Correx is a corrugated polypropylene sheet with a fluted internal structure. That fluting keeps the board light while still giving enough stiffness for a wide range of temporary signage uses. It is a familiar material across construction, estate agency, events and directional signage.
The main attraction is value. Correx is usually cheaper than foamex, easier to transport in volume and practical for projects where signs may need to go up quickly, be moved around or be replaced after a campaign ends.
It is also weather resistant, which makes it useful outdoors, but it does not generally have the same premium appearance or rigidity as foamex. On a polished retail wall or a reception display, that difference is obvious. On a building site fence or roadside promotion, it often matters much less.
Print quality and appearance
If the board is customer-facing and tied closely to brand presentation, foamex usually comes out ahead. Its smoother face gives printed graphics a cleaner, sharper finish, and the board itself looks more solid once installed. Colours tend to present well, particularly for retail displays, interior branding and exhibition graphics where visual quality is being judged at close range.
Correx can still print very effectively, especially for straightforward promotional or informational signs. For estate agent boards, development signage, event wayfinding and temporary outdoor notices, it performs well. But because of the fluted construction, it has a more functional look. That is not a problem when the job is speed, visibility and cost control. It is just less refined.
For marketing teams and brand managers, this is often the first decision point. If the sign needs to look polished indoors or in a premium customer environment, foamex is normally the safer option.
Durability and lifespan
Foamex is generally the better choice where signs need to stay looking presentable for longer. It is more rigid, less prone to looking flimsy and better suited to repeated handling in many indoor environments. It also copes well outdoors for medium-term use, although exact lifespan will depend on exposure, fixing method and board thickness.
Correx is durable in a different way. It stands up well to short-term outdoor use and is not troubled by rain, but it is lighter and more vulnerable to bending, crushing or looking tired after extended exposure. In windy or high-traffic environments, this matters. A board that is technically weather resistant can still lose its shape or visual appeal faster than expected.

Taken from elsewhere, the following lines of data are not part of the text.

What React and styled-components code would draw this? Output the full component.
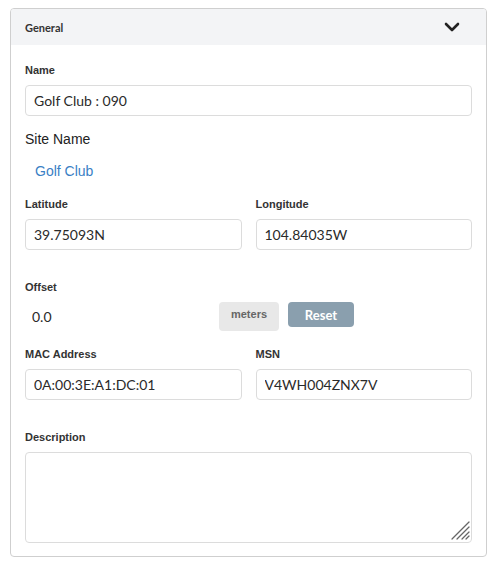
import styled, { createGlobalStyle } from 'styled-components';

const GlobalStyle = createGlobalStyle`
  body {
    margin: 0;
    padding: 8px 0 0 10px;
    background: #fff;
    font-family: "Liberation Sans", Arial, sans-serif;
  }
  * {
    box-sizing: border-box;
  }
`;

const Panel = styled.section`
  width: 477px;
  border: 1px solid #cfcfcf;
  border-radius: 4px;
  overflow: hidden;
`;

const Header = styled.div`
  height: 36px;
  display: flex;
  align-items: center;
  justify-content: space-between;
  padding: 0 26px 0 14px;
  background: #f3f4f6;
  font-family: Lato, "Liberation Sans", sans-serif;
  font-size: 11px;
  font-weight: 700;
  color: #333;
`;

const Body = styled.div`
  padding: 17px 14px 13px;
`;

const Label = styled.div`
  font-size: 11px;
  font-weight: 700;
  line-height: 16px;
  color: #333;
  margin-top: ${p => p.gap || 0}px;
  margin-bottom: 7px;
`;

const Input = styled.input`
  display: block;
  width: 100%;
  height: 31px;
  border: 1px solid #dcdcdc;
  border-radius: 4px;
  padding: 0 8px;
  font-family: Lato, "Liberation Sans", sans-serif;
  font-size: 14px;
  color: #2a2a2a;
  outline: none;
`;

const SiteTitle = styled.div`
  font-size: 14px;
  line-height: 18px;
  color: #222;
  margin-top: 14px;
`;

const SiteLink = styled.a`
  display: block;
  font-size: 14px;
  line-height: 18px;
  color: #3a7fc5;
  text-decoration: none;
  margin: 14px 0 0 10px;
`;

const Row = styled.div`
  display: grid;
  grid-template-columns: 1fr 1fr;
  column-gap: 14px;
  margin-top: ${p => p.gap || 0}px;
`;

const OffsetRow = styled.div`
  display: flex;
  align-items: flex-start;
`;

const OffsetInput = styled.input`
  width: 186px;
  height: 29px;
  border: none;
  padding: 0 7px;
  font-family: Lato, "Liberation Sans", sans-serif;
  font-size: 14px;
  color: #2a2a2a;
  outline: none;
  background: transparent;
`;

const Unit = styled.span`
  width: 60px;
  height: 29px;
  margin-left: 8px;
  border-radius: 4px;
  background: #e8e8e8;
  color: #666;
  font-size: 11px;
  font-weight: 700;
  text-align: center;
  line-height: 24px;
`;

const ResetButton = styled.button`
  width: 66px;
  height: 25px;
  margin-left: 9px;
  border: none;
  border-radius: 4px;
  background: #8a9fae;
  color: #fff;
  font-family: Lato, "Liberation Sans", sans-serif;
  font-size: 13px;
  font-weight: 700;
  padding: 0;
`;

const AreaWrap = styled.div`
  position: relative;
`;

const TextArea = styled.textarea`
  display: block;
  width: 100%;
  height: 91px;
  border: 1px solid #dcdcdc;
  border-radius: 4px;
  padding: 6px 8px;
  font-family: Lato, "Liberation Sans", sans-serif;
  font-size: 14px;
  outline: none;
  resize: none;
`;

const Grip = styled.svg`
  position: absolute;
  right: 2px;
  bottom: 3px;
  pointer-events: none;
`;

const Chevron = () => (
  <svg width="16" height="10" viewBox="0 0 16 10">
    <polyline points="2,2 8,8 14,2" fill="none" stroke="#222" strokeWidth="2.6" strokeLinecap="round" strokeLinejoin="round" />
  </svg>
);

const Field = ({ label, value }) => (
  <div>
    <Label>{label}</Label>
    <Input defaultValue={value} />
  </div>
);

export default function App() {
  return (
    <>
      <GlobalStyle />
      <Panel>
        <Header>
          <span>General</span>
          <Chevron />
        </Header>
        <Body>
          <Label>Name</Label>
          <Input defaultValue="Golf Club : 090" />
          <SiteTitle>Site Name</SiteTitle>
          <SiteLink href="#">Golf Club</SiteLink>
          <Row gap={16}>
            <Field label="Latitude" value="39.75093N" />
            <Field label="Longitude" value="104.84035W" />
          </Row>
          <Label gap={29}>Offset</Label>
          <OffsetRow>
            <OffsetInput defaultValue="0.0" />
            <Unit>meters</Unit>
            <ResetButton>Reset</ResetButton>
          </OffsetRow>
          <Row gap={15}>
            <Field label="MAC Address" value="0A:00:3E:A1:DC:01" />
            <Field label="MSN" value="V4WH004ZNX7V" />
          </Row>
          <Label gap={29}>Description</Label>
          <AreaWrap>
            <TextArea />
            <Grip width="19" height="19" viewBox="0 0 19 19">
              <g stroke="#666" strokeWidth="1.2" strokeLinecap="round">
                <line x1="1" y1="18" x2="18" y2="1" />
                <line x1="6" y1="18" x2="18" y2="6" />
                <line x1="11" y1="18" x2="18" y2="11" />
                <line x1="15" y1="18" x2="18" y2="15" />
              </g>
            </Grip>
          </AreaWrap>
        </Body>
      </Panel>
    </>
  );
}
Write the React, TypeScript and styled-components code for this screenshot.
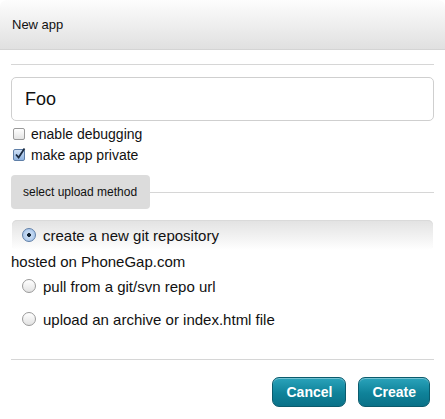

This is why site managers, property teams and procurement buyers often need to balance unit cost against replacement frequency. A cheaper board is not always cheaper over the life of the job.
Weight, handling and installation
Correx has a clear advantage when low weight is useful. It is easy to carry, quick to install and practical where large numbers of boards need to be distributed across sites or properties. Estate agency boards, temporary development signs and event signage often lean towards correx for exactly that reason.
Foamex is still relatively lightweight compared with heavier rigid materials, but it has a more solid feel. That helps when signs need to sit flat, mount neatly or hold a more premium presence. In offices, retail environments and exhibitions, that extra substance can make installation look tidier and more professional.
The fixing method matters too. Correx works well with stake-based and temporary applications. Foamex is often better where boards are being mounted flush to walls, display systems or frameworks.
Cost and commercial value
On headline price, correx is usually the more budget-friendly material. If you need a large run of short-term boards, it is often the sensible commercial choice. For contractors, estate agents and event teams managing volume, that lower cost can make a real difference.
Foamex costs more, but the value is in finish, rigidity and longer useful life for the right application. If a sign is part of your customer environment, internal branding or a longer-running campaign, paying more upfront can reduce reprint and replacement costs later.
This is where buying solely on square metre price can become expensive. The board that is cheapest to order is not always the board that is cheapest to use.
Best uses for foamex vs correx boards
Foamex is usually the stronger fit for retail branding, office signage, exhibition panels, menu boards, display graphics, wall-mounted promotional boards and any setting where presentation is central to the result. It is also well suited to branded environments where consistency across multiple signs matters.
Correx is often the right answer for estate agent boards, construction signage, temporary directional signs, event notices, promotional campaigns, roadside boards and short-term outdoor messaging. It is especially useful when speed, volume and cost efficiency are driving the brief.
For some businesses, both materials have a place within the same project. A housing development, for example, may use correx for temporary directional signage and foamex for polished sales office displays. A retailer may choose foamex inside the store and correx for a short-lived external promotion. It does not need to be one material for every job.
How to choose the right board for your job
Start with how long the sign needs to last and where it will be used. If it is indoor, customer-facing and expected to stay in place for a while, foamex is often the better investment. If it is short-term, outdoor and likely to be replaced or moved, correx is usually more practical.
Then consider how important the finish is. If your sign needs to support brand perception, product presentation or a tidy interior fit-out, foamex earns its place. If the goal is clear communication at the right price, correx may do the job perfectly well.
Finally, think about scale. For one premium panel, the additional cost of foamex may be negligible. For hundreds of temporary boards across multiple locations, correx may be the only commercially sensible option. An experienced signage supplier will usually ask about environment, duration, mounting and budget before recommending either material, because those details change the answer.
The right choice depends on the job
Foamex vs correx boards is not really a materials debate in isolation. It is a question of fit. Foamex gives you a smarter, sturdier board for branded spaces and longer-term display. Correx gives you a lighter, more economical board for temporary and volume-led signage.
If you are managing signage across retail, estates, construction or workplace environments, getting that match right helps everything else run more smoothly – from print quality and installation to budget control and replacement planning. A good board choice should make the job easier, not leave you solving avoidable problems a few weeks later.